Given data:
○ ○ ○ ○ ○
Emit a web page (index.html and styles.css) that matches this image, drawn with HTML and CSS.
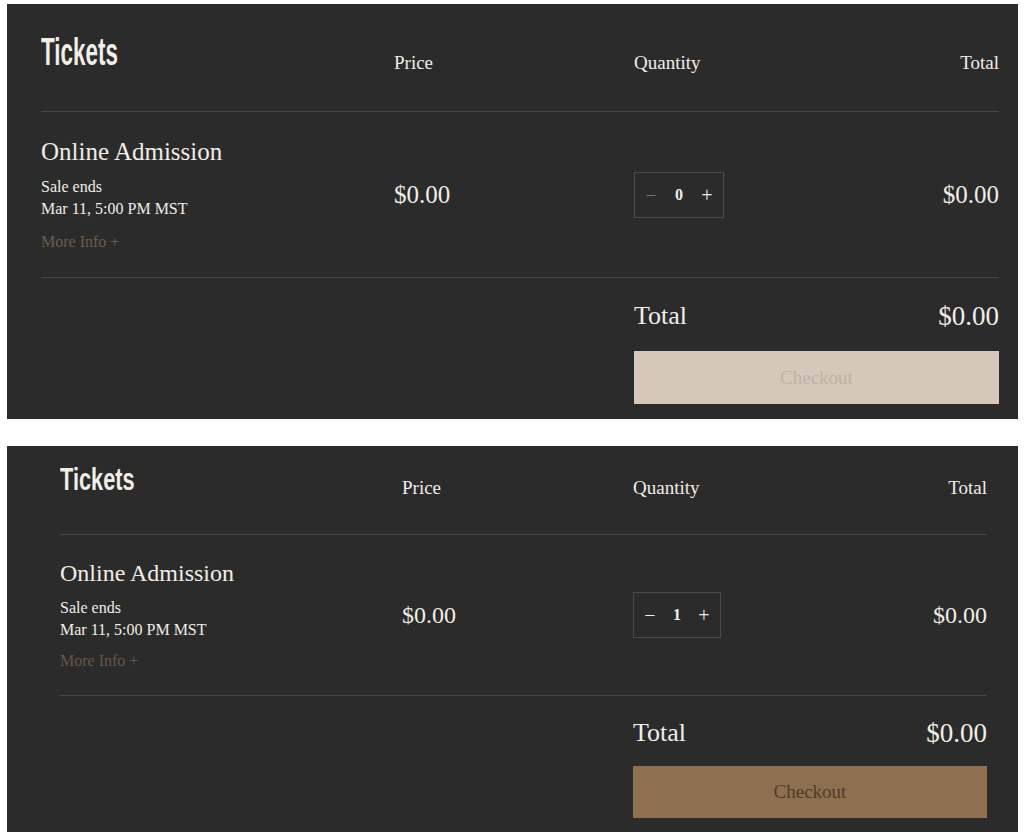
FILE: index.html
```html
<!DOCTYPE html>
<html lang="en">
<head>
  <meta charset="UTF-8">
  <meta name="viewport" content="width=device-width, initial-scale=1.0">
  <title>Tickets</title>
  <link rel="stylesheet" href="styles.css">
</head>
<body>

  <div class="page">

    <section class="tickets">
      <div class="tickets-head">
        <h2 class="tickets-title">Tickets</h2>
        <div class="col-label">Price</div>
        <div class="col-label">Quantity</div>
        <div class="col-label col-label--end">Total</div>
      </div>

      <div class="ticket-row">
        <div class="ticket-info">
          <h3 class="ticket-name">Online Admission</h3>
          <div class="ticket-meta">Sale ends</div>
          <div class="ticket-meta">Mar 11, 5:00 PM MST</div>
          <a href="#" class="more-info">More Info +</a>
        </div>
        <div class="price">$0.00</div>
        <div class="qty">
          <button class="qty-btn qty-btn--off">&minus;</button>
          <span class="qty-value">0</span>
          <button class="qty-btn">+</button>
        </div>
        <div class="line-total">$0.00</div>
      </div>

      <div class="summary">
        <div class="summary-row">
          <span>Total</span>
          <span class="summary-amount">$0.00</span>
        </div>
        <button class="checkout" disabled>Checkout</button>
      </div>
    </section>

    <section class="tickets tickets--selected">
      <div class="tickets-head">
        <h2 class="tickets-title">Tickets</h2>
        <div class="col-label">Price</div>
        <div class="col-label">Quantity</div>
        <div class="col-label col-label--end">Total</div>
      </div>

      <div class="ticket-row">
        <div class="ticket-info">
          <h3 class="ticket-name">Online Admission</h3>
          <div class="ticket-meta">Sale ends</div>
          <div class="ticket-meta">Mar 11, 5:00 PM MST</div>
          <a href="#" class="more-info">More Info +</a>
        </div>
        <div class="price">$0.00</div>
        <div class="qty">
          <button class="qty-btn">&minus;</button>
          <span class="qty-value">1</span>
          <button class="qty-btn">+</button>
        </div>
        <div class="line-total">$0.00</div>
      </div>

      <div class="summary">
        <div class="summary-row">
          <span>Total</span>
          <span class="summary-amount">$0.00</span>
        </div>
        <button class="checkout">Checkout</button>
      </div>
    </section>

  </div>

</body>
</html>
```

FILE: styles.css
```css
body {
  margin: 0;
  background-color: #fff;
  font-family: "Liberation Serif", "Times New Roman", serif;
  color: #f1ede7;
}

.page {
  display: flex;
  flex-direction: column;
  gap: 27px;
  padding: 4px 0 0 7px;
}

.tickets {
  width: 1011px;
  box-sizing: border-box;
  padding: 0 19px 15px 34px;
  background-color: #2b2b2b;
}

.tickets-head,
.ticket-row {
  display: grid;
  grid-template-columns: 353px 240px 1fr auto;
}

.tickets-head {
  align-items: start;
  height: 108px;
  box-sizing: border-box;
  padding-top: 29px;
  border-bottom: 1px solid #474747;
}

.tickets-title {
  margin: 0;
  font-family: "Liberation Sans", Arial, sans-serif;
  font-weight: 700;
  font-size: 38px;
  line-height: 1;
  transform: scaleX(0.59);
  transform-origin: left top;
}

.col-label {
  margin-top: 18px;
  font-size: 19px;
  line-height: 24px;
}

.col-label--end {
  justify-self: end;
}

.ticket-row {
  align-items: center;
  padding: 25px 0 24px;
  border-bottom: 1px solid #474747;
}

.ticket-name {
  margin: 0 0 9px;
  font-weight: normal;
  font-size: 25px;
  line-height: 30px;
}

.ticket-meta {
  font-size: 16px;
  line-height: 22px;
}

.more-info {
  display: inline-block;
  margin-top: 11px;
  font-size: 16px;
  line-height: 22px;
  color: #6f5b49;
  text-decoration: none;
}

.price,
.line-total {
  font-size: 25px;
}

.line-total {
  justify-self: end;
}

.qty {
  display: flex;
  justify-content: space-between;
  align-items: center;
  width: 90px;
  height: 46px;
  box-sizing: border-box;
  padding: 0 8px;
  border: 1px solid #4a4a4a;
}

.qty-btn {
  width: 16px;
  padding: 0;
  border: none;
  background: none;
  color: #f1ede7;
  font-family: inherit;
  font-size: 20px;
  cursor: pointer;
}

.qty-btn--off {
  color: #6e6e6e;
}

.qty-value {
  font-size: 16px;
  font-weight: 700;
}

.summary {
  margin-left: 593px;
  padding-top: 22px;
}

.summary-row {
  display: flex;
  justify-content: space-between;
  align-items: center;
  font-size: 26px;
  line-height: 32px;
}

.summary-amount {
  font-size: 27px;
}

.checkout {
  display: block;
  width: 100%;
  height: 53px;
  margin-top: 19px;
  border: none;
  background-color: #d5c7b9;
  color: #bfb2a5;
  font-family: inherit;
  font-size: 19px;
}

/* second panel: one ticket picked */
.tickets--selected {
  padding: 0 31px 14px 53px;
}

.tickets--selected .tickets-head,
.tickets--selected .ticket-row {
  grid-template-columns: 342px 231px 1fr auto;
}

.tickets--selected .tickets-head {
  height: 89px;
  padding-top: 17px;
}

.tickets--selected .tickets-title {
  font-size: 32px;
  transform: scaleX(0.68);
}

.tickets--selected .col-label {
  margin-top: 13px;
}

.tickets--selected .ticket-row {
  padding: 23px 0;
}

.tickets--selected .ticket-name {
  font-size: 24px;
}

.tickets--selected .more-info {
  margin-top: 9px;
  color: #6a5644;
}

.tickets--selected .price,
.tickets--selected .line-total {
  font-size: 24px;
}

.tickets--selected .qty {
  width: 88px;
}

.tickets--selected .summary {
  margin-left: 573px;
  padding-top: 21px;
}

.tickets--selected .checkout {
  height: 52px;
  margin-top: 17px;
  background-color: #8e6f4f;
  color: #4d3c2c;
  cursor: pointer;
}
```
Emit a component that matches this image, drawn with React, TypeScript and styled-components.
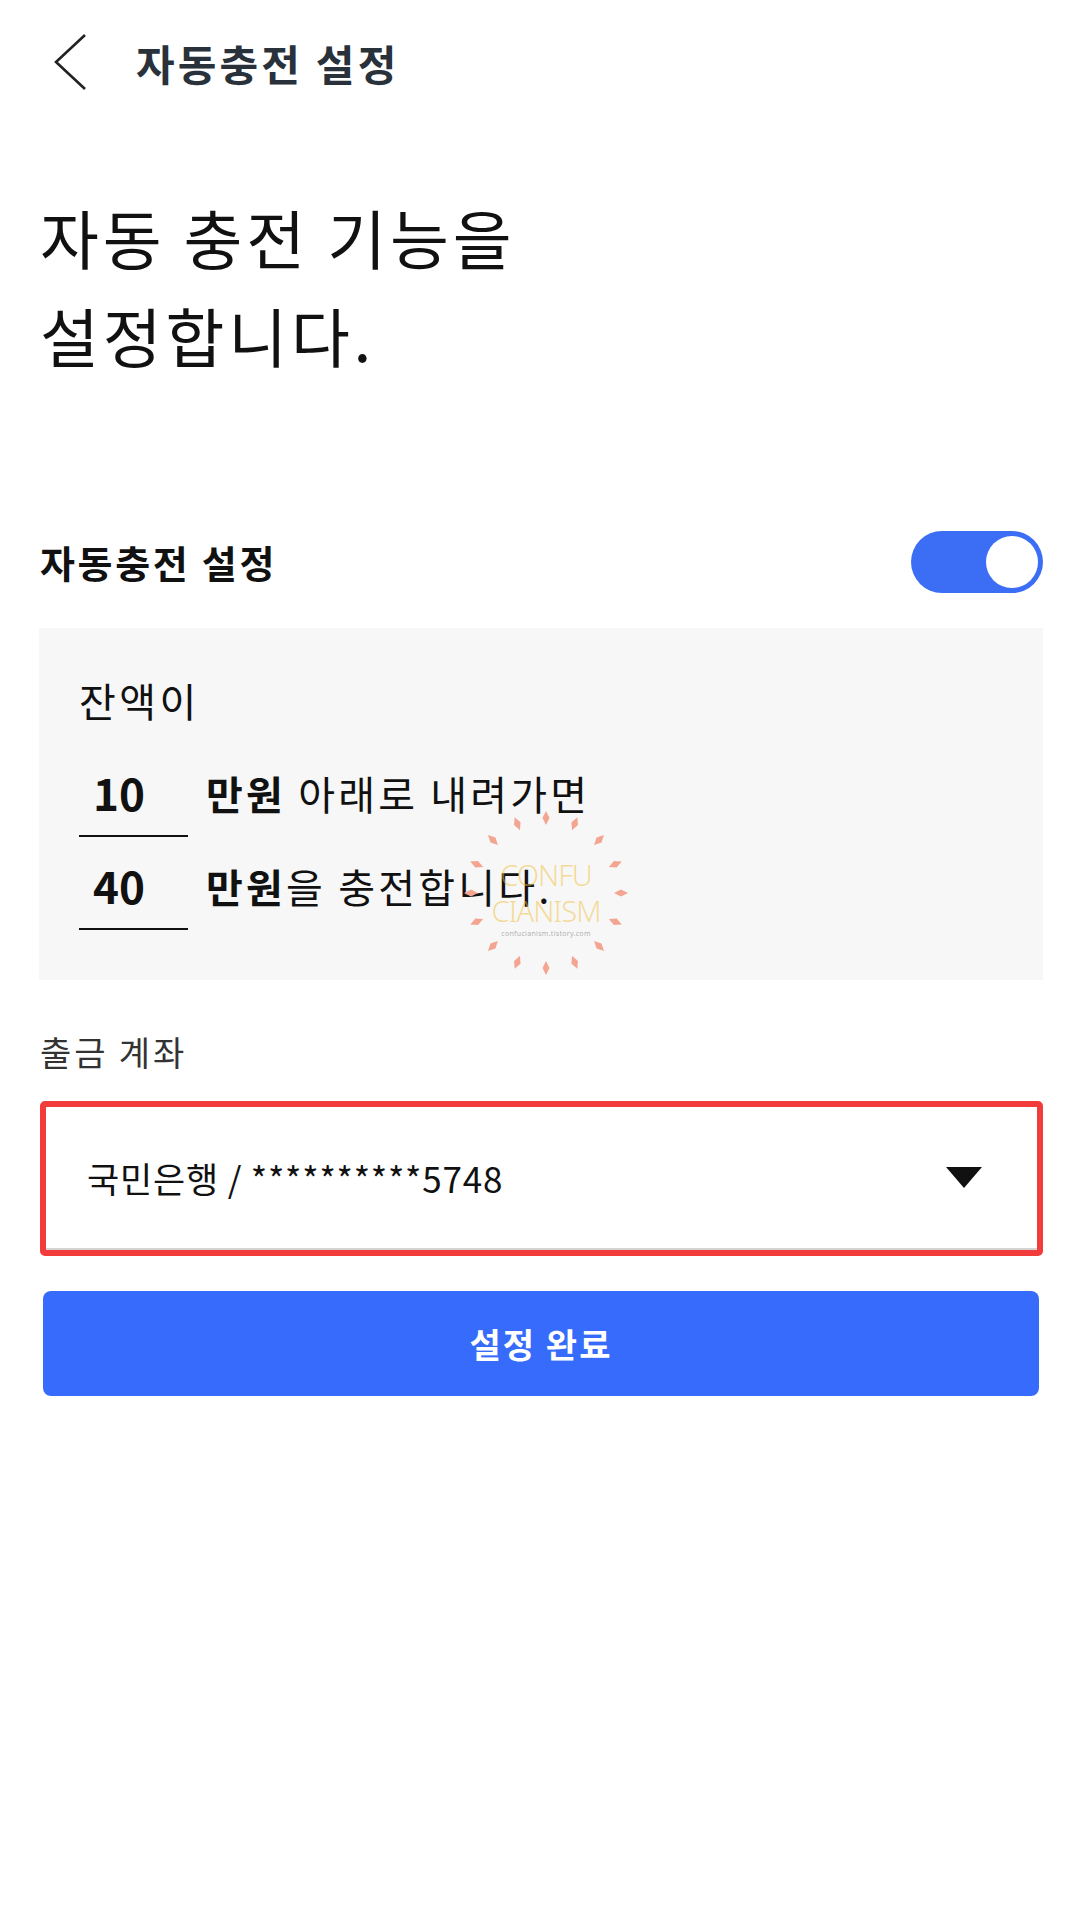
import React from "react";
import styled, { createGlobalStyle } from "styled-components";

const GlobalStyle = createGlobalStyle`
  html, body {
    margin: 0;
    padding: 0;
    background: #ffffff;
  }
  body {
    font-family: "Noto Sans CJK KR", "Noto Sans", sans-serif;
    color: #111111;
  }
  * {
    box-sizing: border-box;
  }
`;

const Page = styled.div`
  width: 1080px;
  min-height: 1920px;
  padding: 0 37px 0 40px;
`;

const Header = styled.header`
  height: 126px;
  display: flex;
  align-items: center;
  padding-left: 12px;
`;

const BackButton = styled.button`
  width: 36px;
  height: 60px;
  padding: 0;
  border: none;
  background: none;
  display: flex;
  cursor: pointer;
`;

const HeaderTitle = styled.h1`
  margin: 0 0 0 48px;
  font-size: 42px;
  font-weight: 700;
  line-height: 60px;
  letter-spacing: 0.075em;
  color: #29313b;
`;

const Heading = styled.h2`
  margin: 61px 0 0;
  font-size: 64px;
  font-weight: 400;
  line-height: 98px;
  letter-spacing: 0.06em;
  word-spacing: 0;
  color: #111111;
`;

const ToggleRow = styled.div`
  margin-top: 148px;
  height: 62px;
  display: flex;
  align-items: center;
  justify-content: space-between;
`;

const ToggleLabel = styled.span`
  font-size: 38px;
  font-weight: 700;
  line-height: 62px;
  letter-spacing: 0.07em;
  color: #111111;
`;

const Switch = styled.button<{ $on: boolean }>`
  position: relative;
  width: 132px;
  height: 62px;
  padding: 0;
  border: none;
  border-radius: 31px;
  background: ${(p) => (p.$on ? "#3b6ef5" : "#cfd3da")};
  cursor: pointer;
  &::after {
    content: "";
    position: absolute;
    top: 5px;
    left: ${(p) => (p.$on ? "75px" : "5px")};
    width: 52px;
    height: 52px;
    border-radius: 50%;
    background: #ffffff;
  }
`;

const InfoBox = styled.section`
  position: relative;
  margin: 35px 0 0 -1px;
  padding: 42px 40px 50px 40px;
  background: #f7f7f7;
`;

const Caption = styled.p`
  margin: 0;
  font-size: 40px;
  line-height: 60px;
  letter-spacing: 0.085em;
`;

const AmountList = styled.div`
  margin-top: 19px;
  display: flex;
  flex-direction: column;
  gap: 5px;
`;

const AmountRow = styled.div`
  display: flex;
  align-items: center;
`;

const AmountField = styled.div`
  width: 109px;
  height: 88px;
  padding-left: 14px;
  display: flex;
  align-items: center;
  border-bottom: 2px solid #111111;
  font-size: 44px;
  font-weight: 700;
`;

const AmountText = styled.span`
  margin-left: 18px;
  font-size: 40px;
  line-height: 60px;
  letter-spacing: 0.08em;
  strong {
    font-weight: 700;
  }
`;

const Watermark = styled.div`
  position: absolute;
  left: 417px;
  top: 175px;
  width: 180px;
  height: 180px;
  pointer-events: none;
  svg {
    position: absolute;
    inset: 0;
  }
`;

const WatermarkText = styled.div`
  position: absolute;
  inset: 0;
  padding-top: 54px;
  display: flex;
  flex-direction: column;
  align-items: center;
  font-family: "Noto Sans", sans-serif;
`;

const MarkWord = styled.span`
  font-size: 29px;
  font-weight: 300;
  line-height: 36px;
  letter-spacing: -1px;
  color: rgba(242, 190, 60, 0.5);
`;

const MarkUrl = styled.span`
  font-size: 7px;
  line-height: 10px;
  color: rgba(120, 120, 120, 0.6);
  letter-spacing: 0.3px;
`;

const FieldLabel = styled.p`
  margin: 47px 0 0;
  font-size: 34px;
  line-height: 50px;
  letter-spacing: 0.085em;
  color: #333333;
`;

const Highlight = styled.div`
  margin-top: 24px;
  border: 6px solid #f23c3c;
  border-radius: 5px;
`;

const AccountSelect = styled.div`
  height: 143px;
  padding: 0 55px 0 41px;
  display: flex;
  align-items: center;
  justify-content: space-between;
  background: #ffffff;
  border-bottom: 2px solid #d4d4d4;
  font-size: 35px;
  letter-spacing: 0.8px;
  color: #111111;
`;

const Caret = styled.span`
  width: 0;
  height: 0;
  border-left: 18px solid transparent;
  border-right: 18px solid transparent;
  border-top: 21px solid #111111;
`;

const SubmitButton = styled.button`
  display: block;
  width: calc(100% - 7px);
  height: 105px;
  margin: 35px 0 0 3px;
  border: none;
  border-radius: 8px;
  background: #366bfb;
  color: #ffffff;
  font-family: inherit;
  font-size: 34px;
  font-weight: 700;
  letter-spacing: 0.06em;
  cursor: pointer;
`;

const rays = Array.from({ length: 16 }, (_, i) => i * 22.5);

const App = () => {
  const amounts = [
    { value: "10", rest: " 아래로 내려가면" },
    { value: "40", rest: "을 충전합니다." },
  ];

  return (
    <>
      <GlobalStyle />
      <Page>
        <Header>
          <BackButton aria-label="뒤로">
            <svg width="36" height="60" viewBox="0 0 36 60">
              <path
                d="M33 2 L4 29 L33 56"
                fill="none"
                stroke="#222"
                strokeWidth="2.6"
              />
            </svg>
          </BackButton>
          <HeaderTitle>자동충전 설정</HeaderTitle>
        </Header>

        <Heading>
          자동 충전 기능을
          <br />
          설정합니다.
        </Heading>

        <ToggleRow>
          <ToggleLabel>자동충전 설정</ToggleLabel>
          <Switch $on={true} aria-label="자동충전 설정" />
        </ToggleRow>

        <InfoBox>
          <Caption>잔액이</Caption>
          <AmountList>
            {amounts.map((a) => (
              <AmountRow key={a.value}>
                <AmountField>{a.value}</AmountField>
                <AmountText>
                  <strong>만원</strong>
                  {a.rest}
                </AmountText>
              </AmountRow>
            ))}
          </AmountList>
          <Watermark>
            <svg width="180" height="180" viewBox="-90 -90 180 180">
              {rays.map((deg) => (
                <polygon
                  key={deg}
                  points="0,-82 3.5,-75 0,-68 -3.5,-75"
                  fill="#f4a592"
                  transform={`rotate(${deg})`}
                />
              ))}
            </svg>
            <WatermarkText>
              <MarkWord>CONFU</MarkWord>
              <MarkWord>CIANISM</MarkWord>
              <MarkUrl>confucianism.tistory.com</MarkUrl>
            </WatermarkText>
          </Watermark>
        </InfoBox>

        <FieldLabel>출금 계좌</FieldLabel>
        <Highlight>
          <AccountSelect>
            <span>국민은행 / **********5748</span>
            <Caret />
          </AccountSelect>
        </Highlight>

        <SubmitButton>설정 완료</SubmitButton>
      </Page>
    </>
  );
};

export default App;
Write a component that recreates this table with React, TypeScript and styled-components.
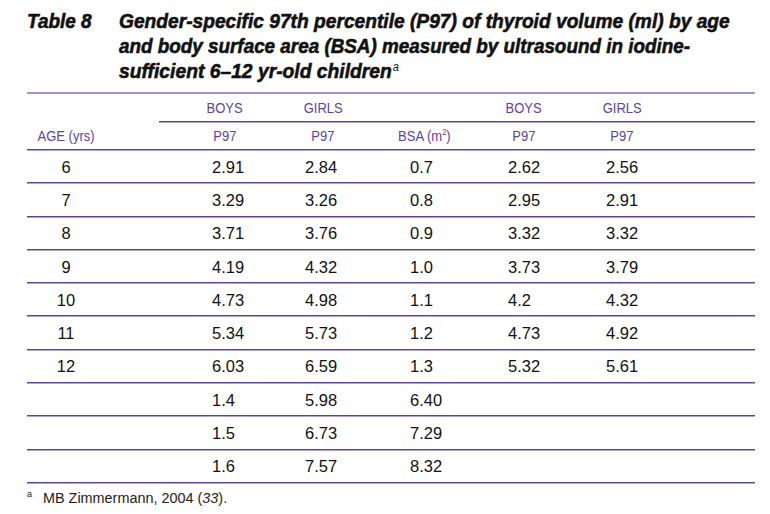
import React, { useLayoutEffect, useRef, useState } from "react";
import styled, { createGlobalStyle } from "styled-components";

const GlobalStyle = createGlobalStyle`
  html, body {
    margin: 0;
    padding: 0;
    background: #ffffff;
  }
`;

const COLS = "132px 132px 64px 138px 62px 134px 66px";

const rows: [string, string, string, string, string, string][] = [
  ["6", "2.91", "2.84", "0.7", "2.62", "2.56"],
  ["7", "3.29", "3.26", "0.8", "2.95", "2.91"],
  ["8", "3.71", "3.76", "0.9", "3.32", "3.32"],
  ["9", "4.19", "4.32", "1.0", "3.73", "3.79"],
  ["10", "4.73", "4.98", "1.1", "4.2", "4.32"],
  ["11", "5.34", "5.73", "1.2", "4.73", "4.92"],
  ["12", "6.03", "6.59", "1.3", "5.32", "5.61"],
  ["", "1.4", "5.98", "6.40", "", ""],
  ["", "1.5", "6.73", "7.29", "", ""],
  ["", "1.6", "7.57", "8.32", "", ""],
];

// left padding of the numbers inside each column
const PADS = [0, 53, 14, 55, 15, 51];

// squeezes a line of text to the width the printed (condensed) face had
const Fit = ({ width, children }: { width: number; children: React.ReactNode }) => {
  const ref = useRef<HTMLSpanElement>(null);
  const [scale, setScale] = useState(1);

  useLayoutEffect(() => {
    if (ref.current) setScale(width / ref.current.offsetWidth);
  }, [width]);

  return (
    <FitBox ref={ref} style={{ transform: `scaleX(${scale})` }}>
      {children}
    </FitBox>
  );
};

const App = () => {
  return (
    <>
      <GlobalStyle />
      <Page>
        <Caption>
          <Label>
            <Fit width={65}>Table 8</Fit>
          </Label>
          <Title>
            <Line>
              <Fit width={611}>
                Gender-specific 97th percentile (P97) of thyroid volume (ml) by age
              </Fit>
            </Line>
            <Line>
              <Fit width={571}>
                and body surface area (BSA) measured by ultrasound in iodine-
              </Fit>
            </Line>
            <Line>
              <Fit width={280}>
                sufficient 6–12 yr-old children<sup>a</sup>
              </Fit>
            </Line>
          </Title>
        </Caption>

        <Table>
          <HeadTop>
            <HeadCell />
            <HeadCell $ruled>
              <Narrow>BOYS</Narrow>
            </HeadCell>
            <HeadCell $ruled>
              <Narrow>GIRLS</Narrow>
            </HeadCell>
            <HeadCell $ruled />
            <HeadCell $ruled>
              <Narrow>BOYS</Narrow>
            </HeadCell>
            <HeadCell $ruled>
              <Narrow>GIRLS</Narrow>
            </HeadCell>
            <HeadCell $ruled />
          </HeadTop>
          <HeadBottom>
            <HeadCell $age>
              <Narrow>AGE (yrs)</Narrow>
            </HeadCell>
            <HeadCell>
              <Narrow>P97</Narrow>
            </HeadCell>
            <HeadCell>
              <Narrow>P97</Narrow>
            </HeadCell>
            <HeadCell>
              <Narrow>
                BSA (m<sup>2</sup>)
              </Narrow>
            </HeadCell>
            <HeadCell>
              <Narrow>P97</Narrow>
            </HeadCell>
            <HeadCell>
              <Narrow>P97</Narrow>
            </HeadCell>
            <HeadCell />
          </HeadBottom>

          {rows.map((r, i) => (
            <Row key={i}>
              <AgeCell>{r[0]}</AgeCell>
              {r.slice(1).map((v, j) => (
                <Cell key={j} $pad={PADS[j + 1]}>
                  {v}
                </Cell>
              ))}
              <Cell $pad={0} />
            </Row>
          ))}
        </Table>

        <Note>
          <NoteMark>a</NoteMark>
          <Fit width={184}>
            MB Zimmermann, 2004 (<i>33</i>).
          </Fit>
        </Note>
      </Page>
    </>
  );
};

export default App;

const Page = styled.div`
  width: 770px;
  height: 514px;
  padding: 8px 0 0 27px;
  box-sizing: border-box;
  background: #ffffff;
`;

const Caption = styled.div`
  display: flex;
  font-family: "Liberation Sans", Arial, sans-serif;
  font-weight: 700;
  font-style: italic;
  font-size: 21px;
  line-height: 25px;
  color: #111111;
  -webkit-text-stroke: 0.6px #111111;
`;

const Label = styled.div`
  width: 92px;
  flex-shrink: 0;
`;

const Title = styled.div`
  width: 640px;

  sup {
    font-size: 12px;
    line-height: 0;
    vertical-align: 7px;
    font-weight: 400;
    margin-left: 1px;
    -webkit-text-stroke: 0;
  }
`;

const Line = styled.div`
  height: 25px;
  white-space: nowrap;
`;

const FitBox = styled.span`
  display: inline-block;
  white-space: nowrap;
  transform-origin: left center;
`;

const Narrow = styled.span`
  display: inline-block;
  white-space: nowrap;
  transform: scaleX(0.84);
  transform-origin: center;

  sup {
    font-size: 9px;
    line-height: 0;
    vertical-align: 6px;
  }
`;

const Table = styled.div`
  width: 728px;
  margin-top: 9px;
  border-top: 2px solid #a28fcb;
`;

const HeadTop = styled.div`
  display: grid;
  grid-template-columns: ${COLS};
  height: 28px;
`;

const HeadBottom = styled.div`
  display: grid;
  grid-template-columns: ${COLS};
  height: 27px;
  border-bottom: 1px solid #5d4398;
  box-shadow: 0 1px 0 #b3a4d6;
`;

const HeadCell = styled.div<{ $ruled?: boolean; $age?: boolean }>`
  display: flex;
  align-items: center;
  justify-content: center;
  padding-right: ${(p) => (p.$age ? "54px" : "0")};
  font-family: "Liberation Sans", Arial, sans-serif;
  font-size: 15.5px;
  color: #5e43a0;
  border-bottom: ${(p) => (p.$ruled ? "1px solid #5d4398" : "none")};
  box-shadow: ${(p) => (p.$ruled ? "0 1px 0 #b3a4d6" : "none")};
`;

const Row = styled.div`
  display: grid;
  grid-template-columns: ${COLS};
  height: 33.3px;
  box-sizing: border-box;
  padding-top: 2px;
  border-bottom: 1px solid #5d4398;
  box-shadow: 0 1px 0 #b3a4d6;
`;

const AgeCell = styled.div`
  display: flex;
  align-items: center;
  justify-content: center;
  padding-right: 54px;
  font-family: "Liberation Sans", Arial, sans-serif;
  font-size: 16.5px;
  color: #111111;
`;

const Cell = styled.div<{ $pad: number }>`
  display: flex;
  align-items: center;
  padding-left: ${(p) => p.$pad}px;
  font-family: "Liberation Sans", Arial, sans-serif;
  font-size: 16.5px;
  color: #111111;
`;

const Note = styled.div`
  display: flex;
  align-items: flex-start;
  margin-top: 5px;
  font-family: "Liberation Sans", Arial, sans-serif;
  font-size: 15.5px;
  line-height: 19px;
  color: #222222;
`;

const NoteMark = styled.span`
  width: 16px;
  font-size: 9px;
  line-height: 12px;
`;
○ ○ ○ ○ ○
Your objective:
Among the entries above, take the lines from the one with "Write a component" through the one with "132px 64px 138px" and retype them exactly, leaving out the pictures.

Exercise output:
Write a component that recreates this table with React, TypeScript and styled-components.
import React, { useLayoutEffect, useRef, useState } from "react";
import styled, { createGlobalStyle } from "styled-components";

const GlobalStyle = createGlobalStyle`
  html, body {
    margin: 0;
    padding: 0;
    background: #ffffff;
  }
`;

const COLS = "132px 132px 64px 138px 62px 134px 66px";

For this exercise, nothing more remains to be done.